GIVEN INSTRUCTION
Every line of the material is to be quoted verbatim, minus the pictures.

DATA LINES

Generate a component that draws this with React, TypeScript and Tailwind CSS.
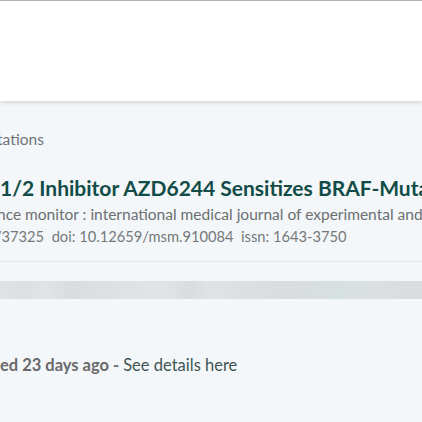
import React from 'react';

const App = () => {
  return (
    <div className="w-[422px] h-[422px] overflow-hidden bg-[#f4f7f9] font-['Lato','Noto_Sans',sans-serif]">
      {/* Header */}
      <div className="h-[101px] bg-white border-t border-[#b3b3b3] shadow-[0_2px_4px_rgba(0,0,0,0.12)] relative z-10"></div>

      {/* Publication card */}
      <div className="pt-[28px] border-b border-[#e3e8ec] pb-[14px]">
        <div className="-ml-[3px] whitespace-nowrap text-[15.5px] leading-[20px] text-[#6f7478]">
          tations
        </div>
        <h2 className="mt-[25px] whitespace-nowrap text-[21px] leading-[28px] font-bold text-[#124c48]">
          1/2 Inhibitor AZD6244 Sensitizes BRAF-Mutant Thyroid Cancer
        </h2>
        <p className="-ml-[3px] mt-[1px] whitespace-nowrap text-[15.5px] leading-[22px] text-[#6b6f72]">
          nce monitor : international medical journal of experimental and clinical research
        </p>
        <p className="-ml-[7px] whitespace-nowrap text-[14.7px] leading-[22px] text-[#75797c]">
          737325&nbsp; doi: 10.12659/msm.910084&nbsp; issn: 1643-3750
        </p>
      </div>

      {/* Blurred placeholder row */}
      <div className="mt-[19px] h-[18px] bg-[linear-gradient(90deg,#e0e3e6_0px,#dcdfe2_25px,#e1e4e7_45px,#dadde0_70px,#dcdfe2_90px,#e2e5e8_160px,#d8dce0_190px,#e0e3e6_210px,#dcdfe2_250px,#dadde0_290px,#d6e1df_340px,#dcdfe2_380px,#dadde0_410px)]"></div>

      {/* Status */}
      <div className="mt-[54px] whitespace-nowrap text-[16.5px] leading-[24px]">
        <span className="font-bold text-[#68696b]">ed 23 days ago - </span>
        <span className="text-[#3f5553]">See details here</span>
      </div>
    </div>
  );
};

export default App;
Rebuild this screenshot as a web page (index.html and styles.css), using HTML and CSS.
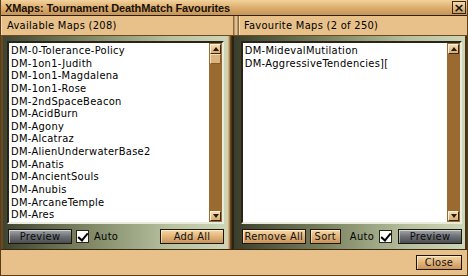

RESULT
Generate a component that draws this with React, TypeScript and Tailwind CSS.
import React from 'react';

const App = () => {
  return (
    <div className="w-[422px] h-[422px] overflow-hidden bg-[#f4f7f9] font-['Lato','Noto_Sans',sans-serif]">
      {/* Header */}
      <div className="h-[101px] bg-white border-t border-[#b3b3b3] shadow-[0_2px_4px_rgba(0,0,0,0.12)] relative z-10"></div>

      {/* Publication card */}
      <div className="pt-[28px] border-b border-[#e3e8ec] pb-[14px]">
        <div className="-ml-[3px] whitespace-nowrap text-[15.5px] leading-[20px] text-[#6f7478]">
          tations
        </div>
        <h2 className="mt-[25px] whitespace-nowrap text-[21px] leading-[28px] font-bold text-[#124c48]">
          1/2 Inhibitor AZD6244 Sensitizes BRAF-Mutant Thyroid Cancer
        </h2>
        <p className="-ml-[3px] mt-[1px] whitespace-nowrap text-[15.5px] leading-[22px] text-[#6b6f72]">
          nce monitor : international medical journal of experimental and clinical research
        </p>
        <p className="-ml-[7px] whitespace-nowrap text-[14.7px] leading-[22px] text-[#75797c]">
          737325&nbsp; doi: 10.12659/msm.910084&nbsp; issn: 1643-3750
        </p>
      </div>

      {/* Blurred placeholder row */}
      <div className="mt-[19px] h-[18px] bg-[linear-gradient(90deg,#e0e3e6_0px,#dcdfe2_25px,#e1e4e7_45px,#dadde0_70px,#dcdfe2_90px,#e2e5e8_160px,#d8dce0_190px,#e0e3e6_210px,#dcdfe2_250px,#dadde0_290px,#d6e1df_340px,#dcdfe2_380px,#dadde0_410px)]"></div>

      {/* Status */}
      <div className="mt-[54px] whitespace-nowrap text-[16.5px] leading-[24px]">
        <span className="font-bold text-[#68696b]">ed 23 days ago - </span>
        <span className="text-[#3f5553]">See details here</span>
      </div>
    </div>
  );
};

export default App;
Rebuild this screenshot as a web page (index.html and styles.css), using HTML and CSS.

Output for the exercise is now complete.